Query 2 - Legacy Data

SELECT
DATE(SUBSTRING(dt,1,10)) as date,
event.app_install_id AS user, 
event.action AS action,
useragent.wmf_app_version as useragent
FROM event.mobilewikiappusercontribution
WHERE year = 2021 AND month >= 4 AND day >= 1 
AND useragent.wmf_app_version >= '2.7.50350'
GROUP BY DATE(SUBSTRING(dt,1,10)), event.app_install_id, event.action, useragent

Query 3 - MEP data

SELECT
SUBSTR(meta.dt, 1, 10) as date,
app_install_id as user, 
action as action,
user_agent_map['wmf_app_version'] as useragent
FROM event.android_user_contribution_screen
WHERE year = 2021 AND month >= 4 AND day >= 1 
AND user_agent_map['wmf_app_version'] >= '2.7.50350'

@Mholloway I ran the event count comparison query (Query 1) while I had Superset open, as of 2021-04-21 here are the event counts by table, in order of frequency:

EventLegacyModern
ip_block73797156
open_hist27792741
filt_desc10991093
filt_all941939
filt_caption854823
desc_view736734
filt_tag662666
desc_view2414414
caption_view263263
misc_view204202
caption_view2138138
misc_view2118116
tag_view8484
tag_view25454
paused1010
disabled44

Thanks for that table, @SNowick_WMF. It's surprising that there are so many ip_block events relative to everything else, but after looking more closely at the code, I see that this event type can be logged without the user contributions screen even being opened, so the numbers seem plausible with that in mind.

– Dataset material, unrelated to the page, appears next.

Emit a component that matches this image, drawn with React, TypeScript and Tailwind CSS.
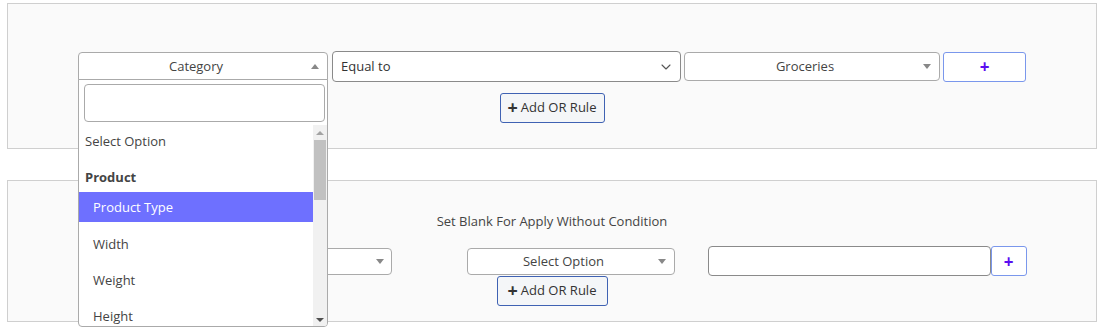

There are two questions here in my mind:

  1. Why are so many ip_block events being issued?
  2. What accounts for the low-but-persistent level of other discrepancies?

On the first question, see T281182 and T281189. On the second, see T281001. Given that this task is closed, it's probably best if we move all further discussion to these new tickets.